### Your goal
Repeat the lines below exactly as they appear, but leave out the images.
#####
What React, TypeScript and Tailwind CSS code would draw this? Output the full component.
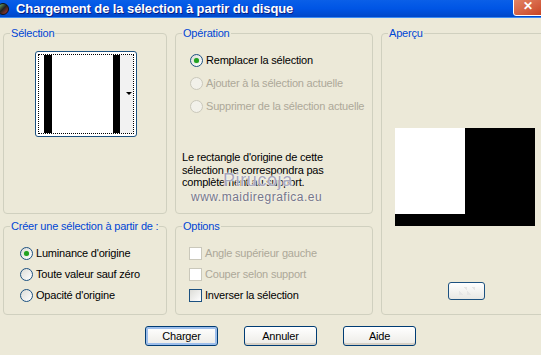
import React from 'react';

const font = { fontFamily: '"Liberation Sans", Arial, sans-serif' };

function Group({ title, className, children }: { title: string; className?: string; children?: React.ReactNode }) {
  return (
    <div className={`relative rounded-[4px] border border-[#D0D0BF] ${className ?? ''}`}>
      <span className="absolute -top-[8px] left-[6px] whitespace-nowrap bg-[#ECE9D8] px-[1px] text-[11px] leading-[14px] text-[#0046D5]">
        {title}
      </span>
      {children}
    </div>
  );
}

function Radio({ label, checked, disabled }: { label: string; checked?: boolean; disabled?: boolean }) {
  return (
    <div className="flex h-[13px] items-center gap-[3px]">
      <span
        className={`flex h-[13px] w-[13px] items-center justify-center rounded-full border ${
          disabled ? 'border-[#CAC8BB] bg-[#F2F1EA]' : 'border-[#1C5180] bg-gradient-to-br from-[#DCDCD7] to-white'
        }`}
      >
        {checked && <span className="h-[5px] w-[5px] rounded-full bg-[#21A121] shadow-[0_0_1px_#6CCB6C]" />}
      </span>
      <span className={`whitespace-nowrap text-[11px] leading-[13px] ${disabled ? 'text-[#ACA899]' : 'text-black'}`}>{label}</span>
    </div>
  );
}

function Check({ label, disabled }: { label: string; disabled?: boolean }) {
  return (
    <div className="flex h-[13px] items-center gap-[3px]">
      <span
        className={`h-[13px] w-[13px] border ${
          disabled ? 'border-[#CAC8BB] bg-white' : 'border-[#1C5180] bg-gradient-to-br from-[#DCDCD7] to-white'
        }`}
      />
      <span className={`whitespace-nowrap text-[11px] leading-[13px] ${disabled ? 'text-[#ACA899]' : 'text-black'}`}>{label}</span>
    </div>
  );
}

function Button({ label, focused }: { label: string; focused?: boolean }) {
  return (
    <button
      className={`h-[20px] w-[73px] rounded-[3px] border border-[#003C74] bg-gradient-to-b from-white to-[#ECEBE6] text-[11px] text-black ${
        focused ? 'shadow-[inset_0_0_0_2px_#9DBEEB]' : 'shadow-[inset_0_-2px_0_#D6D0C5]'
      }`}
    >
      {label}
    </button>
  );
}

export default function App() {
  return (
    <div className="h-[355px] w-[541px] overflow-hidden bg-[#ECE9D8] tracking-[-0.2px]" style={font}>
      {/* Title bar */}
      <div className="relative flex h-[18px] items-center bg-gradient-to-b from-[#0A5FE8] via-[#0055E5] to-[#0047C8] border-b border-[#3C8CF5]">
        <span className="ml-[-3px] h-[12px] w-[12px] rounded-full bg-gradient-to-br from-[#7BD47B] via-[#222] to-[#C03030] border border-[#111]" />
        <span className="ml-[7px] text-[13px] font-bold leading-[16px] tracking-[-0.1px] text-white [text-shadow:1px_1px_0_#0A1E82]">
          Chargement de la sélection à partir du disque
        </span>
        <span className="absolute right-[-8px] top-[-4px] flex h-[20px] w-[36px] items-center justify-start rounded-[3px] border border-white bg-gradient-to-br from-[#E58A6C] to-[#C53A16] pl-[9px] text-[12px] font-bold text-white">
          ✕
        </span>
      </div>

      <div className="px-[3px] pt-[15px]">
        <div className="grid grid-cols-[164px_198px_1fr] gap-x-[8px]">
          <div className="flex flex-col gap-[12px]">
            <Group title="Sélection" className="h-[181px]">
              <div className="ml-[31px] mt-[17px] h-[86px] w-[102px] rounded-[3px] border border-[#1C5180] bg-white p-[2px]">
                <div className="flex h-full border border-dotted border-black">
                  <div className="w-[5px]" />
                  <div className="w-[8px] bg-black" />
                  <div className="flex-1" />
                  <div className="w-[7px] bg-black" />
                  <div className="flex w-[13px] items-center justify-end bg-[#F2F2F2] pr-[1px]">
                    <svg width="6" height="4" viewBox="0 0 6 4"><path d="M0 0h6L3 3z" fill="#000" /></svg>
                  </div>
                </div>
              </div>
            </Group>
            <Group title="Créer une sélection à partir de :" className="h-[89px]">
              <div className="flex flex-col gap-[8px] pl-[16px] pt-[20px]">
                <Radio label="Luminance d'origine" checked />
                <Radio label="Toute valeur sauf zéro" />
                <Radio label="Opacité d'origine" />
              </div>
            </Group>
          </div>

          <div className="flex flex-col gap-[12px]">
            <Group title="Opération" className="h-[181px]">
              <div className="flex flex-col gap-[10px] pl-[14px] pt-[20px]">
                <Radio label="Remplacer la sélection" checked />
                <Radio label="Ajouter à la sélection actuelle" disabled />
                <Radio label="Supprimer de la sélection actuelle" disabled />
              </div>
              <p className="mt-[38px] pl-[6px] text-[11px] leading-[12.5px] text-black">
                Le rectangle d'origine de cette
                <br />
                sélection ne correspondra pas
                <br />
                complètement au support.
              </p>
              {/* watermark */}
              <span className="pointer-events-none absolute left-[47px] top-[136px] text-[18px] leading-[20px] tracking-[0.6px] text-[#A6A6BC] [text-shadow:0_0_2px_#fff,0_0_1px_#fff]">
                Pirucoja
              </span>
              <span className="pointer-events-none absolute left-[15px] top-[157px] text-[12px] leading-[13px] tracking-[0.5px] text-[#76768A] [text-shadow:0_0_2px_#fff]">
                www.maidiregrafica.eu
              </span>
            </Group>
            <Group title="Options" className="h-[89px]">
              <div className="flex flex-col gap-[8px] pl-[13px] pt-[20px]">
                <Check label="Angle supérieur gauche" disabled />
                <Check label="Couper selon support" disabled />
                <Check label="Inverser la sélection" />
              </div>
            </Group>
          </div>

          <Group title="Aperçu" className="mr-[-8px] h-[282px]">
            <div className="ml-[13px] mt-[94px] flex h-[98px] w-[140px] flex-col bg-black">
              <div className="h-[86px] w-[70px] bg-white" />
            </div>
            <div className="ml-[66px] mt-[56px] flex h-[18px] w-[37px] items-center justify-center rounded-[3px] border border-[#1C5180] bg-gradient-to-b from-white to-[#E8E8E4]">
              <div className="h-[8px] w-[16px] bg-[linear-gradient(45deg,#e6e6e6_25%,transparent_25%,transparent_75%,#e6e6e6_75%)] bg-[length:8px_8px]" />
            </div>
          </Group>
        </div>

        <div className="mt-[11px] flex gap-[26px] pl-[142px]">
          <Button label="Charger" focused />
          <Button label="Annuler" />
          <Button label="Aide" />
        </div>
      </div>
    </div>
  );
}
#####
### Written reply
What React, TypeScript and Tailwind CSS code would draw this? Output the full component.
import React from 'react';

const font = { fontFamily: '"Liberation Sans", Arial, sans-serif' };

function Group({ title, className, children }: { title: string; className?: string; children?: React.ReactNode }) {
  return (
    <div className={`relative rounded-[4px] border border-[#D0D0BF] ${className ?? ''}`}>
      <span className="absolute -top-[8px] left-[6px] whitespace-nowrap bg-[#ECE9D8] px-[1px] text-[11px] leading-[14px] text-[#0046D5]">
        {title}
      </span>
      {children}
    </div>
  );
}

function Radio({ label, checked, disabled }: { label: string; checked?: boolean; disabled?: boolean }) {
  return (
    <div className="flex h-[13px] items-center gap-[3px]">
      <span
        className={`flex h-[13px] w-[13px] items-center justify-center rounded-full border ${
          disabled ? 'border-[#CAC8BB] bg-[#F2F1EA]' : 'border-[#1C5180] bg-gradient-to-br from-[#DCDCD7] to-white'
        }`}
      >
        {checked && <span className="h-[5px] w-[5px] rounded-full bg-[#21A121] shadow-[0_0_1px_#6CCB6C]" />}
      </span>
      <span className={`whitespace-nowrap text-[11px] leading-[13px] ${disabled ? 'text-[#ACA899]' : 'text-black'}`}>{label}</span>
    </div>
  );
}

function Check({ label, disabled }: { label: string; disabled?: boolean }) {
  return (
    <div className="flex h-[13px] items-center gap-[3px]">
      <span
        className={`h-[13px] w-[13px] border ${
          disabled ? 'border-[#CAC8BB] bg-white' : 'border-[#1C5180] bg-gradient-to-br from-[#DCDCD7] to-white'
        }`}
      />
      <span className={`whitespace-nowrap text-[11px] leading-[13px] ${disabled ? 'text-[#ACA899]' : 'text-black'}`}>{label}</span>
    </div>
  );
}

function Button({ label, focused }: { label: string; focused?: boolean }) {
  return (
    <button
      className={`h-[20px] w-[73px] rounded-[3px] border border-[#003C74] bg-gradient-to-b from-white to-[#ECEBE6] text-[11px] text-black ${
        focused ? 'shadow-[inset_0_0_0_2px_#9DBEEB]' : 'shadow-[inset_0_-2px_0_#D6D0C5]'
      }`}
    >
      {label}
    </button>
  );
}

export default function App() {
  return (
    <div className="h-[355px] w-[541px] overflow-hidden bg-[#ECE9D8] tracking-[-0.2px]" style={font}>
      {/* Title bar */}
      <div className="relative flex h-[18px] items-center bg-gradient-to-b from-[#0A5FE8] via-[#0055E5] to-[#0047C8] border-b border-[#3C8CF5]">
        <span className="ml-[-3px] h-[12px] w-[12px] rounded-full bg-gradient-to-br from-[#7BD47B] via-[#222] to-[#C03030] border border-[#111]" />
        <span className="ml-[7px] text-[13px] font-bold leading-[16px] tracking-[-0.1px] text-white [text-shadow:1px_1px_0_#0A1E82]">
          Chargement de la sélection à partir du disque
        </span>
        <span className="absolute right-[-8px] top-[-4px] flex h-[20px] w-[36px] items-center justify-start rounded-[3px] border border-white bg-gradient-to-br from-[#E58A6C] to-[#C53A16] pl-[9px] text-[12px] font-bold text-white">
          ✕
        </span>
      </div>

      <div className="px-[3px] pt-[15px]">
        <div className="grid grid-cols-[164px_198px_1fr] gap-x-[8px]">
          <div className="flex flex-col gap-[12px]">
            <Group title="Sélection" className="h-[181px]">
              <div className="ml-[31px] mt-[17px] h-[86px] w-[102px] rounded-[3px] border border-[#1C5180] bg-white p-[2px]">
                <div className="flex h-full border border-dotted border-black">
                  <div className="w-[5px]" />
                  <div className="w-[8px] bg-black" />
                  <div className="flex-1" />
                  <div className="w-[7px] bg-black" />
                  <div className="flex w-[13px] items-center justify-end bg-[#F2F2F2] pr-[1px]">
                    <svg width="6" height="4" viewBox="0 0 6 4"><path d="M0 0h6L3 3z" fill="#000" /></svg>
                  </div>
                </div>
              </div>
            </Group>
            <Group title="Créer une sélection à partir de :" className="h-[89px]">
              <div className="flex flex-col gap-[8px] pl-[16px] pt-[20px]">
                <Radio label="Luminance d'origine" checked />
                <Radio label="Toute valeur sauf zéro" />
                <Radio label="Opacité d'origine" />
              </div>
            </Group>
          </div>

          <div className="flex flex-col gap-[12px]">
            <Group title="Opération" className="h-[181px]">
              <div className="flex flex-col gap-[10px] pl-[14px] pt-[20px]">
                <Radio label="Remplacer la sélection" checked />
                <Radio label="Ajouter à la sélection actuelle" disabled />
                <Radio label="Supprimer de la sélection actuelle" disabled />
              </div>
              <p className="mt-[38px] pl-[6px] text-[11px] leading-[12.5px] text-black">
                Le rectangle d'origine de cette
                <br />
                sélection ne correspondra pas
                <br />
                complètement au support.
              </p>
              {/* watermark */}
              <span className="pointer-events-none absolute left-[47px] top-[136px] text-[18px] leading-[20px] tracking-[0.6px] text-[#A6A6BC] [text-shadow:0_0_2px_#fff,0_0_1px_#fff]">
                Pirucoja
              </span>
              <span className="pointer-events-none absolute left-[15px] top-[157px] text-[12px] leading-[13px] tracking-[0.5px] text-[#76768A] [text-shadow:0_0_2px_#fff]">
                www.maidiregrafica.eu
              </span>
            </Group>
            <Group title="Options" className="h-[89px]">
              <div className="flex flex-col gap-[8px] pl-[13px] pt-[20px]">
                <Check label="Angle supérieur gauche" disabled />
                <Check label="Couper selon support" disabled />
                <Check label="Inverser la sélection" />
              </div>
            </Group>
          </div>

          <Group title="Aperçu" className="mr-[-8px] h-[282px]">
            <div className="ml-[13px] mt-[94px] flex h-[98px] w-[140px] flex-col bg-black">
              <div className="h-[86px] w-[70px] bg-white" />
            </div>
            <div className="ml-[66px] mt-[56px] flex h-[18px] w-[37px] items-center justify-center rounded-[3px] border border-[#1C5180] bg-gradient-to-b from-white to-[#E8E8E4]">
              <div className="h-[8px] w-[16px] bg-[linear-gradient(45deg,#e6e6e6_25%,transparent_25%,transparent_75%,#e6e6e6_75%)] bg-[length:8px_8px]" />
            </div>
          </Group>
        </div>

        <div className="mt-[11px] flex gap-[26px] pl-[142px]">
          <Button label="Charger" focused />
          <Button label="Annuler" />
          <Button label="Aide" />
        </div>
      </div>
    </div>
  );
}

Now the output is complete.